== RAW DATA ==

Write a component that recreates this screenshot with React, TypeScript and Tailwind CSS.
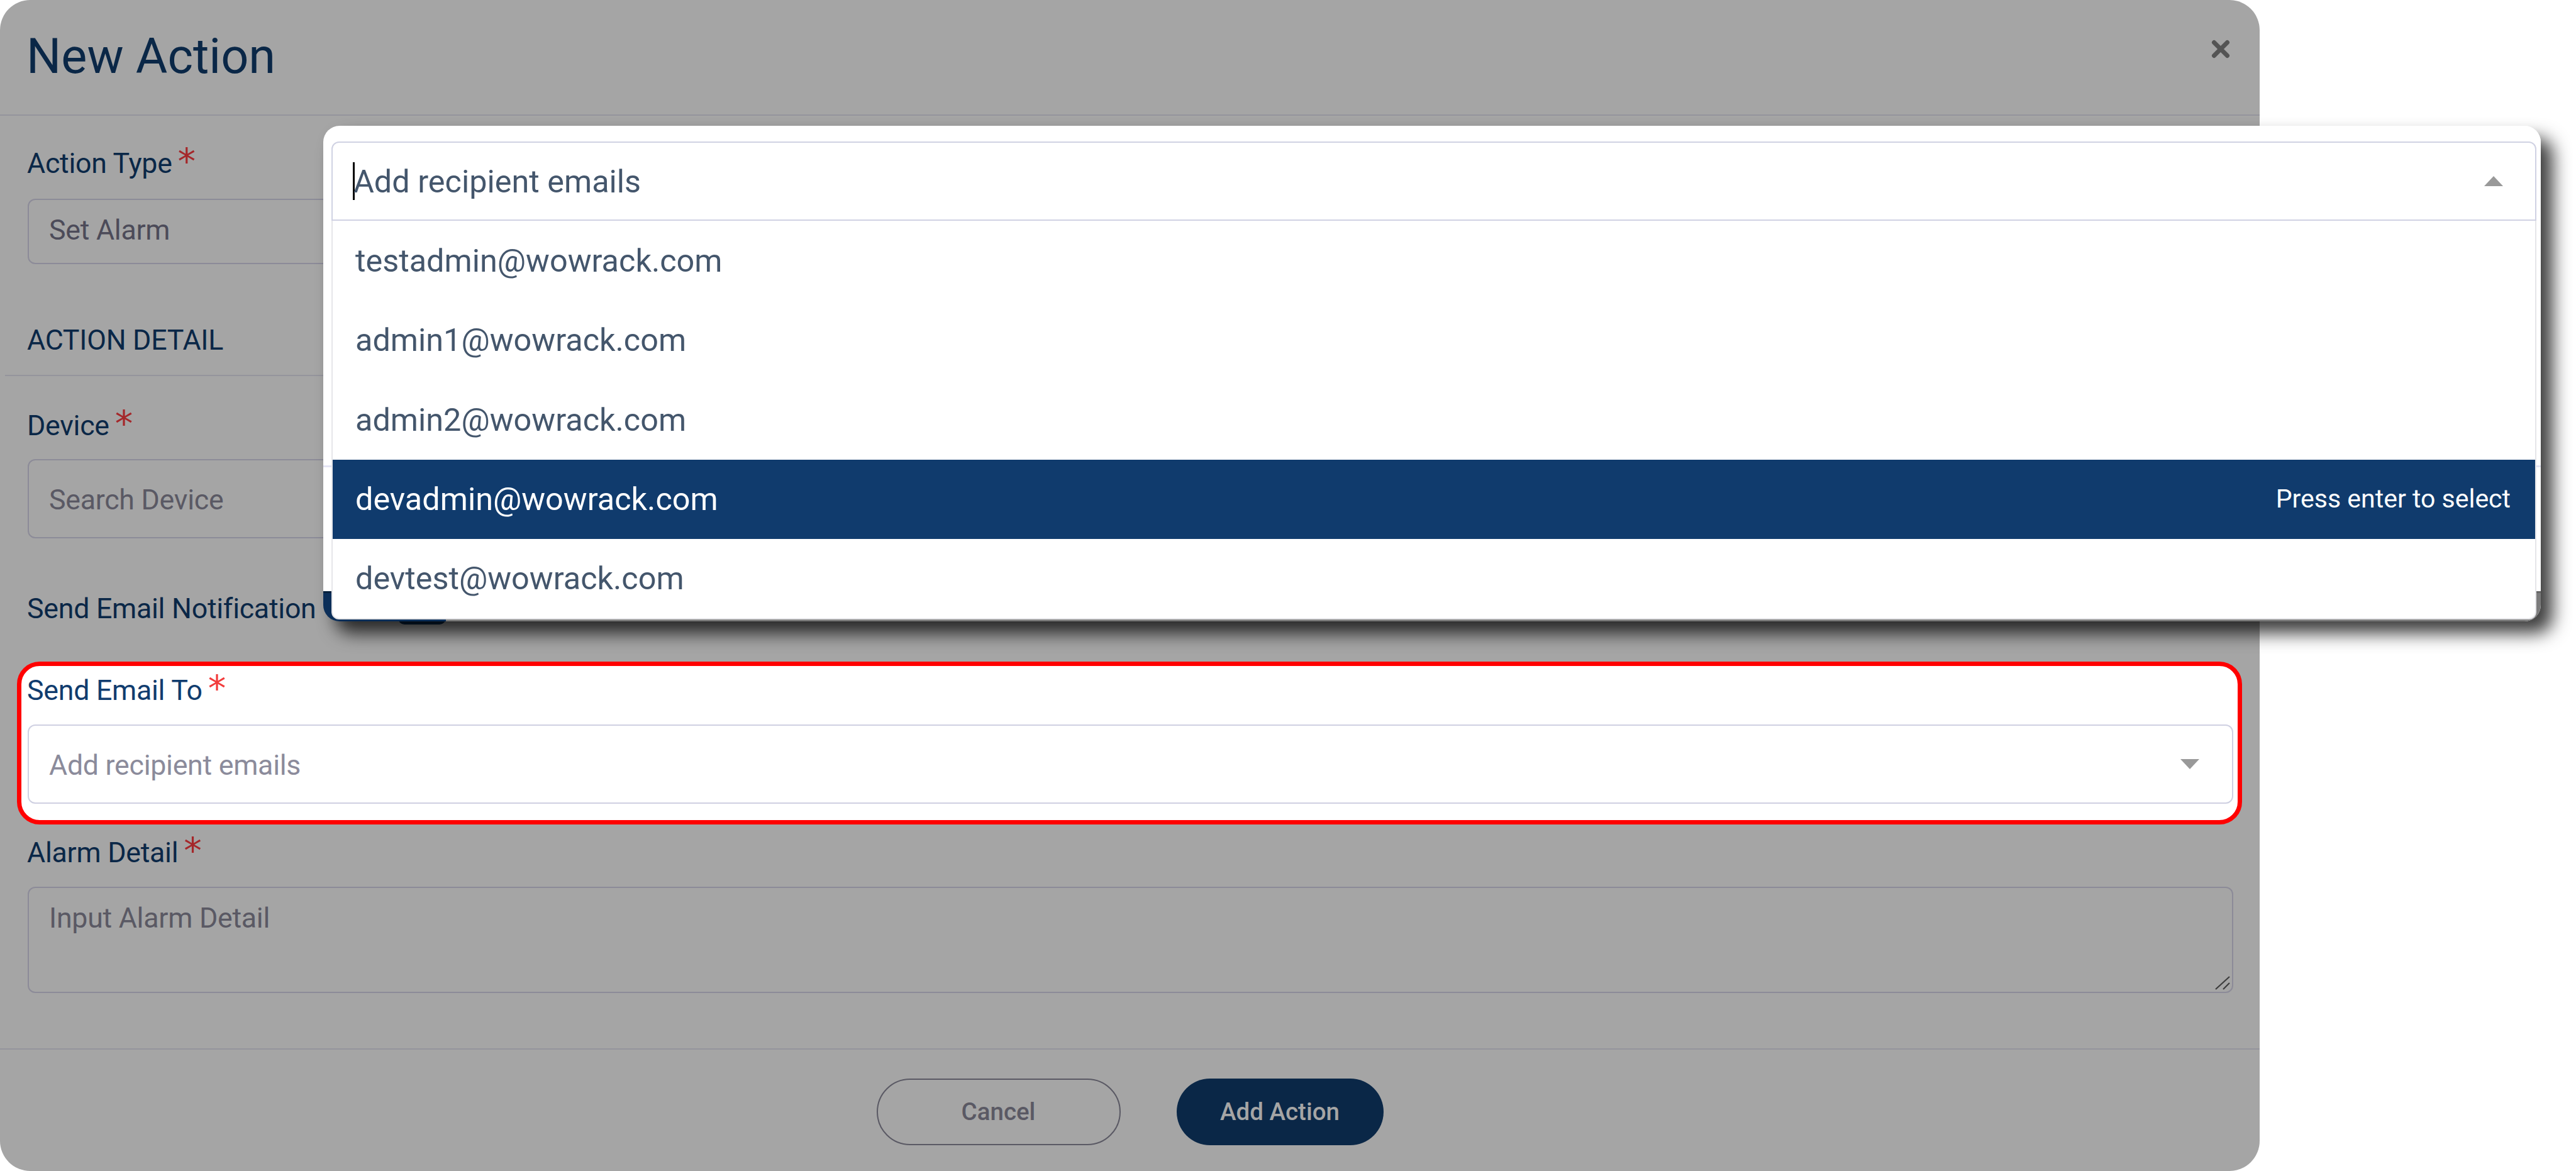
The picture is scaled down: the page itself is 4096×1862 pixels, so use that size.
import type { ReactNode } from 'react';

const emails = [
  'testadmin@wowrack.com',
  'admin1@wowrack.com',
  'admin2@wowrack.com',
  'devadmin@wowrack.com',
  'devtest@wowrack.com',
];

const activeEmail = 'devadmin@wowrack.com';

function Label({ children, required = false, bright = false }: { children: ReactNode; required?: boolean; bright?: boolean }) {
  return (
    <div className={`-ml-px flex h-[60px] text-[44.7px] leading-[60px] whitespace-nowrap ${bright ? 'text-[#103c6e]' : 'text-[#0a2747]'}`}>
      {children}
      {required && (
        <span
          className={`-mt-[2px] ml-[9px] font-['DejaVu_Sans',sans-serif] text-[57px] leading-[57px] ${
            bright ? 'text-[#f23b3b]' : 'text-[#a5272a]'
          }`}
        >
          *
        </span>
      )}
    </div>
  );
}

function Caret({ up = false }: { up?: boolean }) {
  return (
    <svg width="30" height="16" viewBox="0 0 30 16" fill="#999999">
      <path d={up ? 'M15 0L30 16H0Z' : 'M0 0H30L15 16Z'} />
    </svg>
  );
}

function RecipientMenu() {
  return (
    <div className="absolute top-[200px] left-[514px] h-[788px] w-[3526px] rounded-[26px] shadow-[19px_19px_28px_rgba(0,0,0,0.76)]">
      <div className="flex h-full flex-col overflow-hidden rounded-[26px] bg-[linear-gradient(#ffffff_0_740px,#666666_740px_743px,#7c7c7c_743px)] text-[50.4px] text-[#44566c]">
        <div className="relative flex h-full flex-col px-[13px] pt-[25px]">
          <div className="absolute top-[540px] left-0 h-[3px] w-full bg-[#e4e4f4]" />
          <div className="absolute top-[740px] left-0 h-[48px] w-[195px] border-t-[3px] border-[#07213d] bg-[#0c2f59]" />
          <div className="relative -mr-[6px] flex h-[126.4px] items-center justify-between rounded-t-[12px] border-2 border-[#d0d2e3] bg-white pr-[51px] pl-[32px]">
            <span className="h-[60px] w-[3px] shrink-0 bg-black" />
            <span className="-ml-[2px] flex-1 pt-[2px]">Add recipient emails</span>
            <Caret up />
          </div>
          <ul className="relative -mr-[6px] rounded-b-[12px] border-x-2 border-b-2 border-[#e6e6e9] bg-white">
            {emails.map((email) => (
              <li
                key={email}
                className={`flex h-[126.4px] items-center justify-between pr-[39px] pl-[36px] ${
                  email === activeEmail ? 'bg-[#103b6d] text-white' : ''
                }`}
              >
                {email}
                {email === activeEmail && <span className="text-[41px]">Press enter to select</span>}
              </li>
            ))}
          </ul>
        </div>
      </div>
    </div>
  );
}

export default function App() {
  return (
    <div className="relative h-[1862px] w-[4096px] overflow-hidden bg-white font-['Roboto',sans-serif]">
      <div className="flex h-full w-[3593px] flex-col overflow-hidden rounded-[48px] bg-[#a5a5a5]">
        <header className="flex h-[184px] shrink-0 items-start justify-between border-b-2 border-[#94949c] pr-[47px] pl-[42px]">
          <h1 className="pt-[40px] text-[77.5px] leading-[100px] text-[#0a2747]">New Action</h1>
          <button className="mt-[63px]" aria-label="Close">
            <svg width="30" height="30" viewBox="0 0 30 30" stroke="#545454" strokeWidth="7" strokeLinecap="round">
              <path d="M4.5 4.5L25.5 25.5M25.5 4.5L4.5 25.5" />
            </svg>
          </button>
        </header>

        <main className="flex-1 text-[44.7px] leading-[60px] tracking-[-0.26px]">
          <section className="pt-[46px] pr-[42px] pl-[44px]">
            <Label required>Action Type</Label>
            <div className="mt-[26px] flex h-[104px] items-center rounded-[12px] border-2 border-[#8c8b98] px-[32px] pb-[4px] text-[#4c4b59]">
              Set Alarm
            </div>
          </section>

          <section className="mt-[91px] ml-[8px] border-b-2 border-[#94949c] pb-[25px] pl-[36px]">
            <Label>ACTION DETAIL</Label>
          </section>

          <section className="mt-[49px] pr-[42px] pl-[44px]">
            <Label required>Device</Label>
            <div className="mt-[23px] flex h-[126px] items-center rounded-[12px] border-2 border-[#8c8b98] px-[32px] pt-[4px] text-[#5a5964]">
              Search Device
            </div>
            <div className="mt-[82px] flex">
              <Label>Send Email Notification</Label>
              <span className="ml-[130px] h-[55px] w-[76px] rounded-[10px] bg-[#0a2747]" />
            </div>
          </section>

          <section className="mt-[54px] mr-[28px] ml-[27px] h-[259px] rounded-[36px] border-[7px] border-[#ff0000] bg-white pt-[9px] pr-[7px] pl-[10px]">
            <Label required bright>Send Email To</Label>
            <div className="mt-[24px] flex h-[126px] items-center justify-between rounded-[12px] border-2 border-[#cfd0e2] pr-[52px] pl-[32px] text-[#8b8b9b]">
              <span className="pt-[4px]">Add recipient emails</span>
              <Caret />
            </div>
          </section>

          <section className="mt-[15px] pr-[42px] pl-[44px]">
            <Label required>Alarm Detail</Label>
            <div className="mt-[24px] flex h-[169px] items-start justify-between rounded-[12px] border-2 border-[#8c8b98] pt-[18px] pr-[3px] pb-[3px] pl-[32px] text-[#5a5964]">
              Input Alarm Detail
              <svg className="self-end" width="24" height="22" viewBox="0 0 24 22" stroke="#3c3c3c" strokeWidth="2.2">
                <path d="M1 21L23 1M13 21L23 11" />
              </svg>
            </div>
          </section>
        </main>

        <footer className="flex h-[195px] shrink-0 items-start justify-center gap-[89px] border-t-2 border-[#94949c] pt-[46px] text-[38.5px] font-medium">
          <button className="h-[106px] w-[388px] rounded-full border-2 border-[#5a5964] text-[#5a5964]">Cancel</button>
          <button className="h-[106px] w-[329px] rounded-full bg-[#0a2747] text-[#a5a5a5]">Add Action</button>
        </footer>
      </div>

      <RecipientMenu />
    </div>
  );
}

===

GOAL → Write out again every line above exactly as given; the pictures do not belong in the copy.

WRITTEN SOLUTION →
Write a component that recreates this screenshot with React, TypeScript and Tailwind CSS.
The picture is scaled down: the page itself is 4096×1862 pixels, so use that size.
import type { ReactNode } from 'react';

const emails = [
  'testadmin@wowrack.com',
  'admin1@wowrack.com',
  'admin2@wowrack.com',
  'devadmin@wowrack.com',
  'devtest@wowrack.com',
];

const activeEmail = 'devadmin@wowrack.com';

function Label({ children, required = false, bright = false }: { children: ReactNode; required?: boolean; bright?: boolean }) {
  return (
    <div className={`-ml-px flex h-[60px] text-[44.7px] leading-[60px] whitespace-nowrap ${bright ? 'text-[#103c6e]' : 'text-[#0a2747]'}`}>
      {children}
      {required && (
        <span
          className={`-mt-[2px] ml-[9px] font-['DejaVu_Sans',sans-serif] text-[57px] leading-[57px] ${
            bright ? 'text-[#f23b3b]' : 'text-[#a5272a]'
          }`}
        >
          *
        </span>
      )}
    </div>
  );
}

function Caret({ up = false }: { up?: boolean }) {
  return (
    <svg width="30" height="16" viewBox="0 0 30 16" fill="#999999">
      <path d={up ? 'M15 0L30 16H0Z' : 'M0 0H30L15 16Z'} />
    </svg>
  );
}

function RecipientMenu() {
  return (
    <div className="absolute top-[200px] left-[514px] h-[788px] w-[3526px] rounded-[26px] shadow-[19px_19px_28px_rgba(0,0,0,0.76)]">
      <div className="flex h-full flex-col overflow-hidden rounded-[26px] bg-[linear-gradient(#ffffff_0_740px,#666666_740px_743px,#7c7c7c_743px)] text-[50.4px] text-[#44566c]">
        <div className="relative flex h-full flex-col px-[13px] pt-[25px]">
          <div className="absolute top-[540px] left-0 h-[3px] w-full bg-[#e4e4f4]" />
          <div className="absolute top-[740px] left-0 h-[48px] w-[195px] border-t-[3px] border-[#07213d] bg-[#0c2f59]" />
          <div className="relative -mr-[6px] flex h-[126.4px] items-center justify-between rounded-t-[12px] border-2 border-[#d0d2e3] bg-white pr-[51px] pl-[32px]">
            <span className="h-[60px] w-[3px] shrink-0 bg-black" />
            <span className="-ml-[2px] flex-1 pt-[2px]">Add recipient emails</span>
            <Caret up />
          </div>
          <ul className="relative -mr-[6px] rounded-b-[12px] border-x-2 border-b-2 border-[#e6e6e9] bg-white">
            {emails.map((email) => (
              <li
                key={email}
                className={`flex h-[126.4px] items-center justify-between pr-[39px] pl-[36px] ${
                  email === activeEmail ? 'bg-[#103b6d] text-white' : ''
                }`}
              >
                {email}
                {email === activeEmail && <span className="text-[41px]">Press enter to select</span>}
              </li>
            ))}
          </ul>
        </div>
      </div>
    </div>
  );
}

export default function App() {
  return (
    <div className="relative h-[1862px] w-[4096px] overflow-hidden bg-white font-['Roboto',sans-serif]">
      <div className="flex h-full w-[3593px] flex-col overflow-hidden rounded-[48px] bg-[#a5a5a5]">
        <header className="flex h-[184px] shrink-0 items-start justify-between border-b-2 border-[#94949c] pr-[47px] pl-[42px]">
          <h1 className="pt-[40px] text-[77.5px] leading-[100px] text-[#0a2747]">New Action</h1>
          <button className="mt-[63px]" aria-label="Close">
            <svg width="30" height="30" viewBox="0 0 30 30" stroke="#545454" strokeWidth="7" strokeLinecap="round">
              <path d="M4.5 4.5L25.5 25.5M25.5 4.5L4.5 25.5" />
            </svg>
          </button>
        </header>

        <main className="flex-1 text-[44.7px] leading-[60px] tracking-[-0.26px]">
          <section className="pt-[46px] pr-[42px] pl-[44px]">
            <Label required>Action Type</Label>
            <div className="mt-[26px] flex h-[104px] items-center rounded-[12px] border-2 border-[#8c8b98] px-[32px] pb-[4px] text-[#4c4b59]">
              Set Alarm
            </div>
          </section>

          <section className="mt-[91px] ml-[8px] border-b-2 border-[#94949c] pb-[25px] pl-[36px]">
            <Label>ACTION DETAIL</Label>
          </section>

          <section className="mt-[49px] pr-[42px] pl-[44px]">
            <Label required>Device</Label>
            <div className="mt-[23px] flex h-[126px] items-center rounded-[12px] border-2 border-[#8c8b98] px-[32px] pt-[4px] text-[#5a5964]">
              Search Device
            </div>
            <div className="mt-[82px] flex">
              <Label>Send Email Notification</Label>
              <span className="ml-[130px] h-[55px] w-[76px] rounded-[10px] bg-[#0a2747]" />
            </div>
          </section>

          <section className="mt-[54px] mr-[28px] ml-[27px] h-[259px] rounded-[36px] border-[7px] border-[#ff0000] bg-white pt-[9px] pr-[7px] pl-[10px]">
            <Label required bright>Send Email To</Label>
            <div className="mt-[24px] flex h-[126px] items-center justify-between rounded-[12px] border-2 border-[#cfd0e2] pr-[52px] pl-[32px] text-[#8b8b9b]">
              <span className="pt-[4px]">Add recipient emails</span>
              <Caret />
            </div>
          </section>

          <section className="mt-[15px] pr-[42px] pl-[44px]">
            <Label required>Alarm Detail</Label>
            <div className="mt-[24px] flex h-[169px] items-start justify-between rounded-[12px] border-2 border-[#8c8b98] pt-[18px] pr-[3px] pb-[3px] pl-[32px] text-[#5a5964]">
              Input Alarm Detail
              <svg className="self-end" width="24" height="22" viewBox="0 0 24 22" stroke="#3c3c3c" strokeWidth="2.2">
                <path d="M1 21L23 1M13 21L23 11" />
              </svg>
            </div>
          </section>
        </main>

        <footer className="flex h-[195px] shrink-0 items-start justify-center gap-[89px] border-t-2 border-[#94949c] pt-[46px] text-[38.5px] font-medium">
          <button className="h-[106px] w-[388px] rounded-full border-2 border-[#5a5964] text-[#5a5964]">Cancel</button>
          <button className="h-[106px] w-[329px] rounded-full bg-[#0a2747] text-[#a5a5a5]">Add Action</button>
        </footer>
      </div>

      <RecipientMenu />
    </div>
  );
}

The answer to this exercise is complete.